The War of the Worlds
UK 2004, Cert 15
Director: Steven Spielberg
Star Rating: *****
A new Steven Spielberg movie used to be a real event:
The Last Crusade, Schindler’s List and even Saving
Private Ryan all made the fizzy pop and popcorn vendors
(or cinemas, as they used to be known) very happy indeed.
But ever since he became obsessed with airports and sci-fi,
Hollywood’s safest pair of hands has been in Terminal
decline. It’s not that his ability to tell a story
has really suffered – Catch Me If You Can was a
perfect little tale that would have made a great movie
any time in the last 50 years. But his saccharine mawkishness,
first evident in Hook and Always, is gradually seeping
into everything he makes.
On the face of it, a remake of HG Wells’s classic
tale of alien invasion should be the perfect vehicle to
get Spielberg back on track.
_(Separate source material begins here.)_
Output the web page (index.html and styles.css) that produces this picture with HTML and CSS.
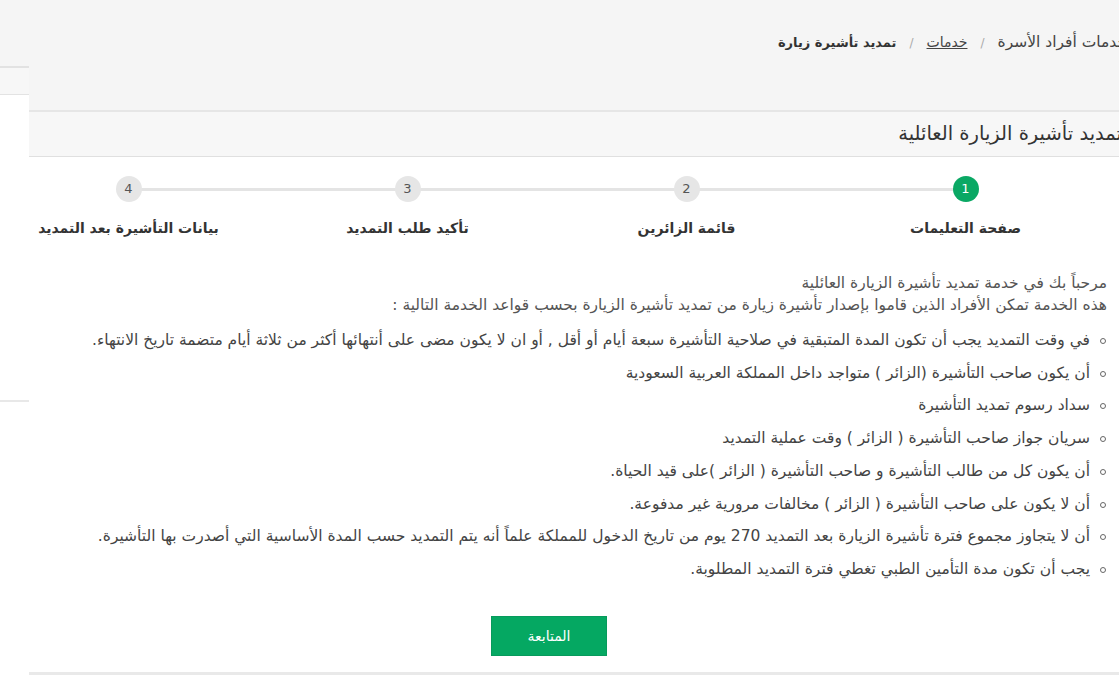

After all, this story is
so scary that even a radio adaptation of it by Orson Welles
in 1938 had gullible Yanks panicking in the streets and
wrapping their heads with wet towels to protect themselves
against Martian gas attacks. Naturally, Paramount’s
new film will be a effects-heavy blockbuster, ‘updated’
from Victorian England to 21st century fortress America.
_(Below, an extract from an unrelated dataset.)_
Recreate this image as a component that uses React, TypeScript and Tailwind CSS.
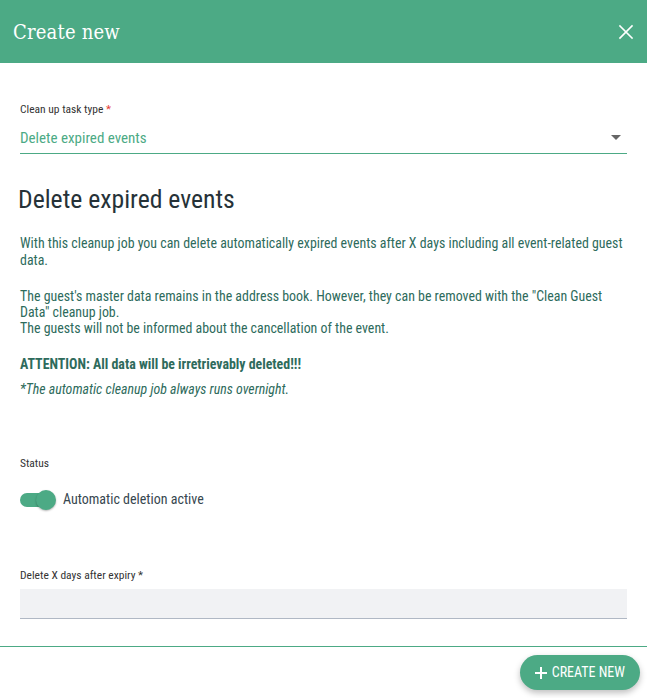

It’s a shame they didn’t land in the Home
Counties like last time, as I think most of us would happily
accept alien overlords in exchange for our present Government.
Don’t get your hopes up yet, though. Leading man
Tom Cruise is co-billed with a couple of irritating kids
(Jurassic Park anyone?) and early reports suggest the
aliens are a subtle presence rather than crash-landing
in the opening scene with tentacles, bug eyes and death
rays. Rumours that Cruise demanded that the CGI Martian
war machines had their legs shortened to make him look
taller are almost certainly true, as are the suggestions
that it’s all a vehicle for LA nut-job Scientologists
desperate for another crack at converting multiplex audiences,
following John Travolta’s amazingly uncool space
rasta in Battlefield Earth.
Even more disappointingly, there’s no sign of Jeff
Wayne’s 1978 electronic/prog rock soundtrack finally
finding its way to the big screen, with a typically bombastic
orchestral score from John Williams muscling in instead.
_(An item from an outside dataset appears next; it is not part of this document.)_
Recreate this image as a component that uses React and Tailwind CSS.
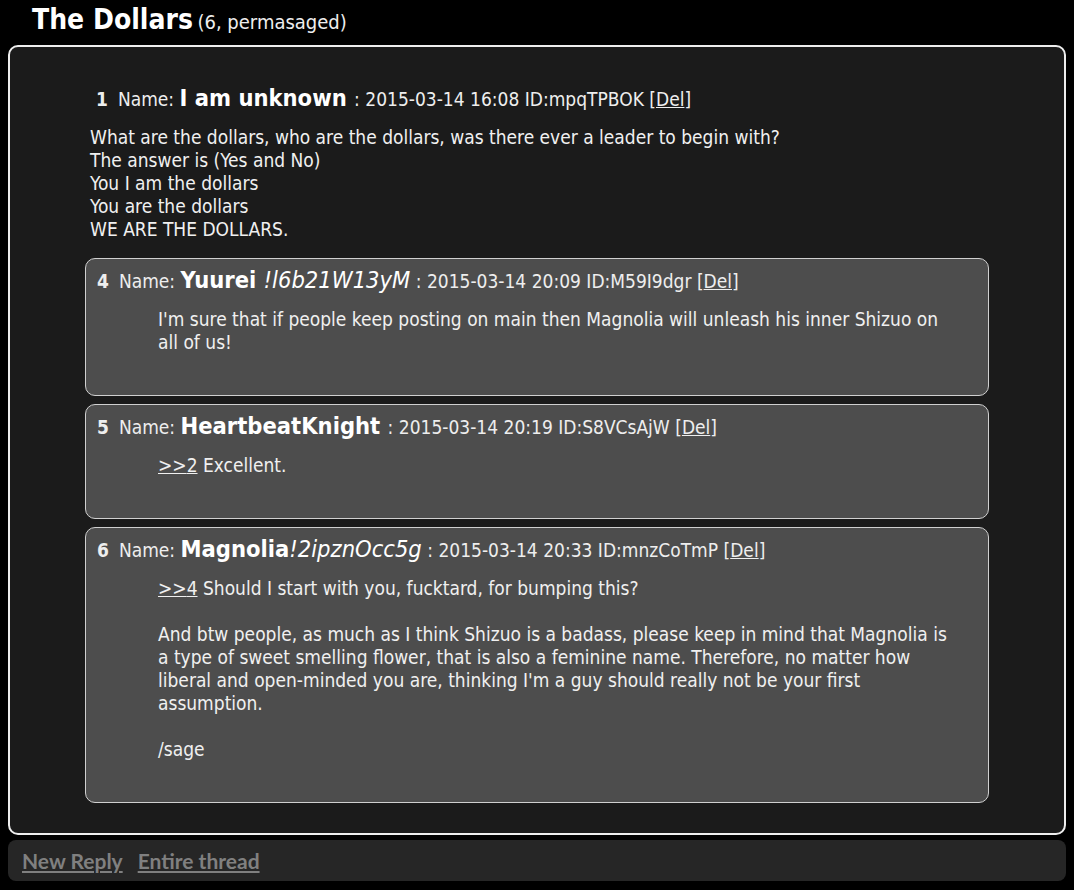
import React from 'react';

const font = { fontFamily: '"DejaVu Sans Condensed", "DejaVu Sans", sans-serif' };

const PostHeader = ({ num, name, trip, date, id }) => (
  <div className="text-[19px] leading-[26px] text-[#eeeeee] whitespace-nowrap">
    <span className="font-bold">{num}</span>
    <span className="ml-[10px]">Name: </span>
    <span className="font-bold text-[23.5px] text-white">{name}</span>
    {trip && <span className="italic text-[23.5px] text-white">{trip}</span>}
    <span> : {date} ID:{id} [<span className="underline">Del</span>]</span>
  </div>
);

const Reply = ({ num, name, trip, date, id, children }) => (
  <div className="border border-[#d0d0d0] rounded-[10px] bg-[#4d4d4d] pt-2 pb-[41px] pl-[11px] pr-10">
    <PostHeader num={num} name={name} trip={trip} date={date} id={id} />
    <div className="mt-[14px] ml-[61px] text-[19px] leading-[23px] text-[#f0f0f0]">{children}</div>
  </div>
);

const Quote = ({ to }) => <span className="underline">&gt;&gt;{to}</span>;

export default function App() {
  return (
    <div className="min-h-[890px] bg-black pt-[5px] px-2" style={font}>
      <h2 className="pl-6 text-white leading-[30px]">
        <span className="text-[28px] font-bold">The Dollars</span>{' '}
        <span className="text-[20px] text-[#eeeeee]">(6, permasaged)</span>
      </h2>

      <div className="mt-[6px] border-2 border-[#eeeeee] rounded-[10px] bg-[#1b1b1b] pt-[38px] pb-[30px] px-[75px]">
        <div className="pl-[11px]">
          <PostHeader num="1" name="I am unknown " date="2015-03-14 16:08" id="mpqTPBOK" />
        </div>
        <div className="mt-[14px] pl-[5px] text-[19px] leading-[23px] text-[#f0f0f0]">
          What are the dollars, who are the dollars, was there ever a leader to begin with?<br />
          The answer is (Yes and No)<br />
          You I am the dollars<br />
          You are the dollars<br />
          WE ARE THE DOLLARS.
        </div>

        <div className="mt-[17px] flex flex-col gap-2">
          <Reply num="4" name="Yuurei " trip="!l6b21W13yM" date="2015-03-14 20:09" id="M59I9dgr">
            I'm sure that if people keep posting on main then Magnolia will unleash his inner Shizuo on all of us!
          </Reply>
          <Reply num="5" name="HeartbeatKnight " date="2015-03-14 20:19" id="S8VCsAjW">
            <Quote to="2" /> Excellent.
          </Reply>
          <Reply num="6" name="Magnolia" trip="!2ipznOcc5g" date="2015-03-14 20:33" id="mnzCoTmP">
            <Quote to="4" /> Should I start with you, fucktard, for bumping this?<br />
            <br />
            And btw people, as much as I think Shizuo is a badass, please keep in mind that Magnolia is a type of sweet smelling flower, that is also a feminine name. Therefore, no matter how liberal and open-minded you are, thinking I'm a guy should really not be your first assumption.<br />
            <br />
            /sage
          </Reply>
        </div>
      </div>

      <div
        className="mt-[5px] rounded-[8px] bg-[#262626] h-[41px] flex items-center gap-[15px] px-[14px] text-[21px] font-bold text-[#808080]"
        style={{ fontFamily: 'Lato, sans-serif' }}
      >
        <span className="underline">New Reply</span>
        <span className="underline">Entire thread</span>
      </div>
    </div>
  );
}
Considering the source material, The War Of The Worlds
is bound to be worth a watch, but if you need a wet towel
this time, I’ll wrap it round your head myself.
Currently on release, showing Odeon, UGC, Worthing
Connaught
Batman
Begins
USA 2005, Cert 12A
Director: Christopher Nolan
Star Rating: *****
They all sell out in the end. Sam Raimi’s SpiderMan
was always inevitable; Ang Lee’s Hulk was another
nail in the coffin; and we were only spared Merchant Ivory’s
Snoopy by the recent demise of Ismail Merchant earlier
this year. Probably. And so crumbles Christopher Nolan,
director of the mind-wrenching Memento and atmospheric
Insomnia, now reduced to licking the hand of Warner Brothers
as they scrape the bottom of their bat-shaped money barrel
one more time.
The movie starts with Bruce Wayne (Christian Bale) visiting
a superhero boot camp in Tibet, where he learns all manner
of ninja moves and Oriental philosophy from the mysterious
Ducard (Liam Neeson). He’s soon back in Gotham,
brooding over his parents’ murder and battling the
nefarious Scarecrow, a maverick shrink with a neat line
in hallucinogenic aerosols. The casting director must
have had a quick sniff of these: Michael Caine’s
Alfred veers dangerously close to a Dick Van Dyke-style
Cockerney; Gary Oldman looks quite uncomfortable playing
a goody; and Tom Wilkinson as a Mafia don is simply bizarre.
Bale, at least, manages to keep his head above water,
keeping an admirably straight face at the battiness around
him. And Nolan doesn’t entirely disappoint, summoning
some of the apocalyptic atmosphere of The Dark Knight
Returns and rattling everything along at a decent lick.
Production design is good, with the retro-futuristic monorail
system, in particular, being so lovingly detailed that
you just know it’ll reappear later on.
I think the moral of the film is that while a little bit
of fear is good for you, a lot is bad, that people generally
fear what they don’t understand, and that it really
helps your ambition to become a superhero if you happen
to inherit a billion dollars, a cutting-edge weapons laboratory
and a butler who’s prepared to blow the doors off.
I hope Nolan thinks those lessons are worth sacrificing
his credibility, reputation and talent for.